Exposure to the Right Blue is Critical for Optimizing Circadian Rhythms

One of the excuses the lighting industry uses to avoid addressing the harmful effects of blue enriched LED lights at night is “circadian science is not yet mature”. Now a publication in PNAS from Harvard’s Brigham and Women’s Hospital, has resolved one of the last remaining contradictions in the science – what color blue is responsible for the health effects?

Over the past 20 years, exposure to blue-rich light at night, and too little blue-rich light during the day, has been linked to dozens of serious health disorders caused by circadian rhythm disruption, including sleep disorders, depression, obesity, diabetes, cardiovascular disease, and several hormone sensitive cancers including breast and prostate cancer.

But which blue? Royal blue, sky blue, aqua?

The first photobiology studies in 2001 pointed to 460 nm royal blue. But they studied people in the dark given short (<90 minute) exposures to monochromatic (single-color) lights.

Subsequently retinal neuroscientists suggested circadian clocks are most sensitive to 490 nm aqua blue. They found the circadian photopigment melanopsin expressed in tissue culture, had a peak sensitivity at 479nm, and added a theoretical correction of +11 nm for color distortion by the lens of the eye.
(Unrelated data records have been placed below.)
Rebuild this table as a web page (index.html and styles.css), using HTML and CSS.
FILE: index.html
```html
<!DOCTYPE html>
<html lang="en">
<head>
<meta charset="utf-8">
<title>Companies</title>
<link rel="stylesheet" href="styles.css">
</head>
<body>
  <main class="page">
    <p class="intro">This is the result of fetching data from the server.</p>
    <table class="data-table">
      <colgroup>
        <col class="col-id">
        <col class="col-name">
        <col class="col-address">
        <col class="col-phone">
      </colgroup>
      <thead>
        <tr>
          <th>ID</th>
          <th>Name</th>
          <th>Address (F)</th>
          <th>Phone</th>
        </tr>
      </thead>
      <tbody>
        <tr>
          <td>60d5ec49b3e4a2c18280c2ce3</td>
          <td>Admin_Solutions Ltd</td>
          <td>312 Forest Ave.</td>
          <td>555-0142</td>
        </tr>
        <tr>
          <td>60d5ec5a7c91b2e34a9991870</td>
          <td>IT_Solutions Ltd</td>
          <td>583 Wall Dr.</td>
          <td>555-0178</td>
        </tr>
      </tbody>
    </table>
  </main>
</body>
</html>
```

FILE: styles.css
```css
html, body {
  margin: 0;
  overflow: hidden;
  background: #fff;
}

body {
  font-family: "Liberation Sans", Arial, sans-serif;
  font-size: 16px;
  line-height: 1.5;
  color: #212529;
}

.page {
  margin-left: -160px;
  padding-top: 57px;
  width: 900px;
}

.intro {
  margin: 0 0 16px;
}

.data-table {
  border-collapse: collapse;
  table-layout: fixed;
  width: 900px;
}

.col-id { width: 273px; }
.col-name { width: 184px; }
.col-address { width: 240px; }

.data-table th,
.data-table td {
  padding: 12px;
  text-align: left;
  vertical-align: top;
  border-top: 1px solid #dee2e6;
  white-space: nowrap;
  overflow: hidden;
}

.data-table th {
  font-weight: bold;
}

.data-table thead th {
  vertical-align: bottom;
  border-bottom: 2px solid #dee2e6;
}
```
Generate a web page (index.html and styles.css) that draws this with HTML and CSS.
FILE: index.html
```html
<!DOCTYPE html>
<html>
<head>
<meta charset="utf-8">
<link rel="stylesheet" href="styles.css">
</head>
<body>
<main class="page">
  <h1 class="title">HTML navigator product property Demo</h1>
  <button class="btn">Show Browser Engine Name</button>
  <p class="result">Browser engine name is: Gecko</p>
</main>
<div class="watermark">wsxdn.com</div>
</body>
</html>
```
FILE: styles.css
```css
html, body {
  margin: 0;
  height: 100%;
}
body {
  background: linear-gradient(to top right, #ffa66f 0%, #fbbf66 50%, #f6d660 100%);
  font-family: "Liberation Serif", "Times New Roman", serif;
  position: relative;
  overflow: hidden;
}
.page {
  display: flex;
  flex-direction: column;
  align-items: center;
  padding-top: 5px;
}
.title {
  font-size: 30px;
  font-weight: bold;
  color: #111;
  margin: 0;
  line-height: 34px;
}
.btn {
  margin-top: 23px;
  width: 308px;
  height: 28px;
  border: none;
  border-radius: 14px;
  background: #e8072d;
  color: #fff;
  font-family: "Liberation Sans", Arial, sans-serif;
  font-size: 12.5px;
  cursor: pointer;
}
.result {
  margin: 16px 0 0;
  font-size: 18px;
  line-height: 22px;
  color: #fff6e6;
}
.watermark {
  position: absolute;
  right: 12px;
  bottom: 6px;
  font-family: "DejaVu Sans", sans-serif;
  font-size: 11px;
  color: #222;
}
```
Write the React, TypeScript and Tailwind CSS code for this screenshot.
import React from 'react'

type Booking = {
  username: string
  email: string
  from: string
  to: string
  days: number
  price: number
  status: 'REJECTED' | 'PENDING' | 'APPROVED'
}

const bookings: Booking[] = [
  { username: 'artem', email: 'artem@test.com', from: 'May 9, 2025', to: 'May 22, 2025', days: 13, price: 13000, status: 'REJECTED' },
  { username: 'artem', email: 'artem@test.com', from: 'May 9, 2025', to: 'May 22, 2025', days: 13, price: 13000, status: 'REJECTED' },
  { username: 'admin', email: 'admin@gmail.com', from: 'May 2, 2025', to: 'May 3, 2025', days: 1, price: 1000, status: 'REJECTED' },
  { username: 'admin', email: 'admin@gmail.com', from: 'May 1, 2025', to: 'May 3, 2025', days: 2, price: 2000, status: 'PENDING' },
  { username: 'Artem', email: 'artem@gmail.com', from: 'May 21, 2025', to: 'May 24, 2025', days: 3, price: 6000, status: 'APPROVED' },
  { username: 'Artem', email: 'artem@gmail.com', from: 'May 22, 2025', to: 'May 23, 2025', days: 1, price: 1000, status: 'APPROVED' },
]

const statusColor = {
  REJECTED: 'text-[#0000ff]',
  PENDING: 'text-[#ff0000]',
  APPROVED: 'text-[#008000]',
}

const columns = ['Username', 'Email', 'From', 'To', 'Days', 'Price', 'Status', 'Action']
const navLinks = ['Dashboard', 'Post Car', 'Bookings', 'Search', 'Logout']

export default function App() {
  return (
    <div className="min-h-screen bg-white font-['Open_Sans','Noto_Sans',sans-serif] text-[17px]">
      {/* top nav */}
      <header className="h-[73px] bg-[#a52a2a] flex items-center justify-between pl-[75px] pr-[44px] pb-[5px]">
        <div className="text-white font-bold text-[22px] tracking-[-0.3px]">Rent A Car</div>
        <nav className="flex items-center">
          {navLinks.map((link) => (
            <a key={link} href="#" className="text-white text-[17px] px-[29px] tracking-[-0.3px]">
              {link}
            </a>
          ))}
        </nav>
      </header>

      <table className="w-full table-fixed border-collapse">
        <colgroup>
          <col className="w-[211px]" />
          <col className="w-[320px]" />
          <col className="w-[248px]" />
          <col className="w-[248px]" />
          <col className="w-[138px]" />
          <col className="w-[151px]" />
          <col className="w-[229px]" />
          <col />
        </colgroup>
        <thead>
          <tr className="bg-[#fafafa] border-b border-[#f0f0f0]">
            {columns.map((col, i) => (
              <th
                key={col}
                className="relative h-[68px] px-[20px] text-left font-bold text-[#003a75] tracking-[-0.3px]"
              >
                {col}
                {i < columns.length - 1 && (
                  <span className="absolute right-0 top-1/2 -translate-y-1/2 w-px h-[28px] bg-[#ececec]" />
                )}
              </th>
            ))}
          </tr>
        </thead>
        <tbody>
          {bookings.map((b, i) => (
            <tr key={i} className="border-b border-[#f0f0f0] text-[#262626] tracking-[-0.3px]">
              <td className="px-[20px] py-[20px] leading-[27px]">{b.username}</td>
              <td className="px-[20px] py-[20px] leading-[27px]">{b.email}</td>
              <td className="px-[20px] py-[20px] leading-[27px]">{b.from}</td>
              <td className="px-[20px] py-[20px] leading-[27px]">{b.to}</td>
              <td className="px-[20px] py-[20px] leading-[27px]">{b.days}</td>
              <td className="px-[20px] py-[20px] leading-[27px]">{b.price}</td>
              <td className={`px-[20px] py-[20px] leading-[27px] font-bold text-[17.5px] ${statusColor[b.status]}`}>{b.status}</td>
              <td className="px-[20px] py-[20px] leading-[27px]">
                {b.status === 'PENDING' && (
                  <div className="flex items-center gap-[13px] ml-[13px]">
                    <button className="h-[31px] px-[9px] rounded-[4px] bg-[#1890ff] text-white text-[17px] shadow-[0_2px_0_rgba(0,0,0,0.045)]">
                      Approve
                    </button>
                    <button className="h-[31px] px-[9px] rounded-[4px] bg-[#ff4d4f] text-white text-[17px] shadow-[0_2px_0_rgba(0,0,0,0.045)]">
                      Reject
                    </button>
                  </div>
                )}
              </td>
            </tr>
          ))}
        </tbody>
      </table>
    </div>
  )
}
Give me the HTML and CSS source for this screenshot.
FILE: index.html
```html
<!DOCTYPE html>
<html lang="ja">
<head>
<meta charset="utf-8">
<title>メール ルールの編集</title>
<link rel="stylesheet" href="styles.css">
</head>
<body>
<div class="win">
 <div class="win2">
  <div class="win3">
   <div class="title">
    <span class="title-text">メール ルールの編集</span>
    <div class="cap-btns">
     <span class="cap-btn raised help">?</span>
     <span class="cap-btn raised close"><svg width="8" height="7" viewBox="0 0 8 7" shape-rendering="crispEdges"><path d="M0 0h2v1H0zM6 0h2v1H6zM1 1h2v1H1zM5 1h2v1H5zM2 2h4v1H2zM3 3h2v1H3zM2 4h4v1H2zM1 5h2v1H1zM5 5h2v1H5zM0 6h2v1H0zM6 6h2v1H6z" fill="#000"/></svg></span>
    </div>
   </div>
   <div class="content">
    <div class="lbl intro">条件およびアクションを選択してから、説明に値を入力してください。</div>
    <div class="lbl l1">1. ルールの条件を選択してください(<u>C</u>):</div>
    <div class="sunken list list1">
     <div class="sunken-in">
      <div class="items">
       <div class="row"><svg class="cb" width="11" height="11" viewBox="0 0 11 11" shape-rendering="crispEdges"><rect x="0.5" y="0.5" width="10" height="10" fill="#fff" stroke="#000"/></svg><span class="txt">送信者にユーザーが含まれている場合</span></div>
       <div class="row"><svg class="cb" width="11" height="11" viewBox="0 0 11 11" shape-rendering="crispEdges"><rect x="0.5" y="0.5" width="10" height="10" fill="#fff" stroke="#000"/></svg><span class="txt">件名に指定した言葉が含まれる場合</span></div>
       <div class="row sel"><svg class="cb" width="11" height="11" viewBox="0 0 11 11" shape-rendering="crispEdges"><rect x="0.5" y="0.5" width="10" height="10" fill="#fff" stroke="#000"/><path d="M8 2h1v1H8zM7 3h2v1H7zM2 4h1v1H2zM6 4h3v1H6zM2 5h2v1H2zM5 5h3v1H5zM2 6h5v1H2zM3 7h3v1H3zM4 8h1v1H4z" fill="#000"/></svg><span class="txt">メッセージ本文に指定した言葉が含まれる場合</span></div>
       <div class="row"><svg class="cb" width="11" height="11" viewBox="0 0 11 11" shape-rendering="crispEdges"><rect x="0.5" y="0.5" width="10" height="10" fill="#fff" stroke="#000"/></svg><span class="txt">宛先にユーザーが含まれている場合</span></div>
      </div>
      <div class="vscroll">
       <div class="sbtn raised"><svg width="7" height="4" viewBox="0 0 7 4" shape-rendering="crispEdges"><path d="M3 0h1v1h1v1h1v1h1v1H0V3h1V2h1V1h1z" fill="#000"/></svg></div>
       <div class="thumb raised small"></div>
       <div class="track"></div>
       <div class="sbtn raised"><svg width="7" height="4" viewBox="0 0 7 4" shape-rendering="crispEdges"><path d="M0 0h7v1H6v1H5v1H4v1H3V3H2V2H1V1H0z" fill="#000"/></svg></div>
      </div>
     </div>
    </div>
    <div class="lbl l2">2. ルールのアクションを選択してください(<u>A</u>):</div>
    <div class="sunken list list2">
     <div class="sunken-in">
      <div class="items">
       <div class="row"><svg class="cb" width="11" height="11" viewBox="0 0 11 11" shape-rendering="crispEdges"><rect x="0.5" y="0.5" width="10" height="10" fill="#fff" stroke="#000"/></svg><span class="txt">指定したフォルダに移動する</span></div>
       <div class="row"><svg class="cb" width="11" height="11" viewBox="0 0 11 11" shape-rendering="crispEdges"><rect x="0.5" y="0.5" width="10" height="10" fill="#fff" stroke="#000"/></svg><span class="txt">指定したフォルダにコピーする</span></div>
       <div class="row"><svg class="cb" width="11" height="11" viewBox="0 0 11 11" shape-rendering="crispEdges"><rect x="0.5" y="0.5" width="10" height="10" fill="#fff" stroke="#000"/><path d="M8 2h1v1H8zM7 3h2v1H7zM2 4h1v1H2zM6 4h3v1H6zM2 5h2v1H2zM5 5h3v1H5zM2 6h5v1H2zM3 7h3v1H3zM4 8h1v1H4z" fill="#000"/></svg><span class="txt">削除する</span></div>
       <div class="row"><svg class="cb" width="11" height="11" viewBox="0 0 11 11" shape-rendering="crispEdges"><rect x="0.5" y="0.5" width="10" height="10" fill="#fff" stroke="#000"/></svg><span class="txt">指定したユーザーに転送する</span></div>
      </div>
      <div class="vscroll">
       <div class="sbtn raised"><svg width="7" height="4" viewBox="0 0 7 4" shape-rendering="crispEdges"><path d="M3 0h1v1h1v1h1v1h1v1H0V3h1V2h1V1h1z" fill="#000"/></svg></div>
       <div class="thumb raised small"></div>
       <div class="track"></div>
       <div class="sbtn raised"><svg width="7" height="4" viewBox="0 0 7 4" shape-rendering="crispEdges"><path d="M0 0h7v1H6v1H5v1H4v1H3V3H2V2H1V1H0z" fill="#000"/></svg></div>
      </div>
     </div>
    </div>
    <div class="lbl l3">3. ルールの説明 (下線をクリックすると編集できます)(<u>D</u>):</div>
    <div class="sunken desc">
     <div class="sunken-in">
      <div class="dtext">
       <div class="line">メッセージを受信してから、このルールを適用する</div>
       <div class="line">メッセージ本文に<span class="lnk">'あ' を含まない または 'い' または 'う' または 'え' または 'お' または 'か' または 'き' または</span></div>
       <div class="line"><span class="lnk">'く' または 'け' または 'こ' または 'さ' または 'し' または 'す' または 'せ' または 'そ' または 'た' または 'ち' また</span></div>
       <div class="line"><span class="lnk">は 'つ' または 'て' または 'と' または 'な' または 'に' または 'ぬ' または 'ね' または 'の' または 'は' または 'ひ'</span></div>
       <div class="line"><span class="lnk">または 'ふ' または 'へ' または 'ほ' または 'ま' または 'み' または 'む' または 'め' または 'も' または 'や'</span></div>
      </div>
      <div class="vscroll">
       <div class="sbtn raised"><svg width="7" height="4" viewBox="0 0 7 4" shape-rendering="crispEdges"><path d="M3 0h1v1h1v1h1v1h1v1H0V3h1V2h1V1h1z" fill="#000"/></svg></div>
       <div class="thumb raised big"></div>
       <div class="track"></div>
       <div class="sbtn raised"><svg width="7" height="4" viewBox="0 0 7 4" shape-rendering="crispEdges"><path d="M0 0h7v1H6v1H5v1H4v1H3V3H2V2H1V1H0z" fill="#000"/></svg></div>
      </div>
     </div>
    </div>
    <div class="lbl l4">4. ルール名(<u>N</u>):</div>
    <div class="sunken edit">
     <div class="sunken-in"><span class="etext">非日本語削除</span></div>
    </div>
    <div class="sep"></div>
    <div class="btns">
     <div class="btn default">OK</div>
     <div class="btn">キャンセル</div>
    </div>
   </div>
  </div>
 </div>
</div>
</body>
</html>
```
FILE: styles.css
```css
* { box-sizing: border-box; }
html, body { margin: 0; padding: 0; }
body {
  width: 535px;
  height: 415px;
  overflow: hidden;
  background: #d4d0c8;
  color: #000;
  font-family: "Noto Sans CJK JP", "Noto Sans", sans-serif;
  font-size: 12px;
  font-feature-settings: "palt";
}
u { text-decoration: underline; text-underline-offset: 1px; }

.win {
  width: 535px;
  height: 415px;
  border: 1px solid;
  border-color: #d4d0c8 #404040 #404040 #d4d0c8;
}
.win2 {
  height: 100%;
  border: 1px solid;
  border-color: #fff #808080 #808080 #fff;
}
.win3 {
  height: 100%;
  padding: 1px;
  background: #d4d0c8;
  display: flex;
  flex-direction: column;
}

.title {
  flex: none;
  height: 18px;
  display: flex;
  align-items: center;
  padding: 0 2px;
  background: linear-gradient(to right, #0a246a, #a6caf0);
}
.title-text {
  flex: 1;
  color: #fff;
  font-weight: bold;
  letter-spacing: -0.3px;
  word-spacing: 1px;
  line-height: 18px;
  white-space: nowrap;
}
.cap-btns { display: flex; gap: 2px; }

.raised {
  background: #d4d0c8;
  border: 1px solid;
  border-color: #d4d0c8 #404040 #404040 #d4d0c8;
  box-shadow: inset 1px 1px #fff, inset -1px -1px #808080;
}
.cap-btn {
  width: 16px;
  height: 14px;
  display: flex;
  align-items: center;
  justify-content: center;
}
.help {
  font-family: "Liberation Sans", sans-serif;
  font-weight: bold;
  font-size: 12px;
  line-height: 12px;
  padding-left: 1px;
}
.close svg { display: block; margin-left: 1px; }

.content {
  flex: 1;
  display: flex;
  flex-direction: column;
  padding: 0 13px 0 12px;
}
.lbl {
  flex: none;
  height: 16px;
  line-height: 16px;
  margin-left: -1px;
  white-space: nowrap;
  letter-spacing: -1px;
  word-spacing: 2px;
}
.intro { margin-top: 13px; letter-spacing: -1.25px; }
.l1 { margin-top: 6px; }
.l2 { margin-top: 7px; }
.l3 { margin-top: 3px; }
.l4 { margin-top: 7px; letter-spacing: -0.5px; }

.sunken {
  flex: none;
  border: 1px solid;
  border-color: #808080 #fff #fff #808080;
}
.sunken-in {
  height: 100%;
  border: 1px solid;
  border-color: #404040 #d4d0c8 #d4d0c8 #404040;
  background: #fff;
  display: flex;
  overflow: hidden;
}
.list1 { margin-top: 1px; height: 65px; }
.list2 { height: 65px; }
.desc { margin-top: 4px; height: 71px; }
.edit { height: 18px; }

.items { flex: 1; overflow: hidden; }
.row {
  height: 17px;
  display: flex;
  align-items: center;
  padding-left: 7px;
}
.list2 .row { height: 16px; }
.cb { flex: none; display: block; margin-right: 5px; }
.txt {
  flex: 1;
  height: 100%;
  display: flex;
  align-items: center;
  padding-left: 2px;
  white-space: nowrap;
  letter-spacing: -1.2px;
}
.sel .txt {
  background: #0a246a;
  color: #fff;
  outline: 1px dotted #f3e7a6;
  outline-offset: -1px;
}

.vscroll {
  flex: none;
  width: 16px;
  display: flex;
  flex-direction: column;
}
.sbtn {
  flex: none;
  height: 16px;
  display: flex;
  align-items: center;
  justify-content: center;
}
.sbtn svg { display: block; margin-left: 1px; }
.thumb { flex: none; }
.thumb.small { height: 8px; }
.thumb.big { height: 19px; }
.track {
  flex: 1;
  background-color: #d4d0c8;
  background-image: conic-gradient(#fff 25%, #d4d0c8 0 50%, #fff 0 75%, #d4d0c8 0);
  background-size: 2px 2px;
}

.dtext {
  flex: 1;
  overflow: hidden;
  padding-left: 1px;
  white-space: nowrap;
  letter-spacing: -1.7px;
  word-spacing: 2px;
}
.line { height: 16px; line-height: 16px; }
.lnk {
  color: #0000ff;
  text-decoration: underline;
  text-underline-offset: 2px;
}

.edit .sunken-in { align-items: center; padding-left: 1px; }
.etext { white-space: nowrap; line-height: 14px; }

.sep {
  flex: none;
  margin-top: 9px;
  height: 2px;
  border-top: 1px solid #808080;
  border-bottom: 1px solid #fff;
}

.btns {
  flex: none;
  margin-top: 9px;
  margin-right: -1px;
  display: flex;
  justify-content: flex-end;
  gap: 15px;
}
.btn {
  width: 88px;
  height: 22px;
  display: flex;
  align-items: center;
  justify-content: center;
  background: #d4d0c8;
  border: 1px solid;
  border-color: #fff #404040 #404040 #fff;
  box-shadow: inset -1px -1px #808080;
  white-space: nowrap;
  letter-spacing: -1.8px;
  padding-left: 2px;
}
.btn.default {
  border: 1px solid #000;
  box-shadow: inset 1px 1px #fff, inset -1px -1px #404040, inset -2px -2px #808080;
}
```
This became the basis for their CIE melanopic lux standard. But 490 aqua blue was never directly verified in light-adapted people.

graph of the circadian blue light spectrum

Circadian Blue Light: the narrow band of blue light (between 438-493nm) that synchronizes our circadian rhythms during the day and disrupts them at night.

Neither of these studies represented how people use lights in the real world. To better understand blue light effects, our team at the Circadian Light Research Center studied people working under normal office lighting. In 2020 we reported the key color in healthy lighting was 477 nm sky blue, near the 479 nm peak sensitivity of the melanopsin circadian photopigment in the eye. The 460 nm royal blue sensitivity only applied to the dark-adapted eye, but in the normal light-adapted conditions of workplaces and homes, the blue light most essential to control was sky blue, near 480 nm, light.

In 2022, the Harvard study confirmed our explanation was correct. During the first hour of light exposure 460nm royal blue is the key circadian clock resetting signal, but after that approximately 480nm sky-blue light is the circadian time cue. They resolved the contradiction by studying 99 dark-adapted human volunteers receiving 6.5 hours monochromatic light exposures instead of the previously studied 90 minutes.

The reason for the difference between short versus long light exposures is that the cones in the retina are triggered when people first see light, but that effect fades away in the first hour, leaving the melanopsin-containing retinal ganglion cells in the retina driving the sustained response to blue light as long as the lights remain on.

To protect human health, the lighting industry needs to remove all 438-493 nm blue light from every LED light used after sunset, but add plenty of ⁓480 nm blue light to every fixture and light bulb used during the daytime hours.

If we don’t replace conventional lights with circadian lighting, we are only prolonging the ill-health caused by the indiscriminate use of blue-enriched lights.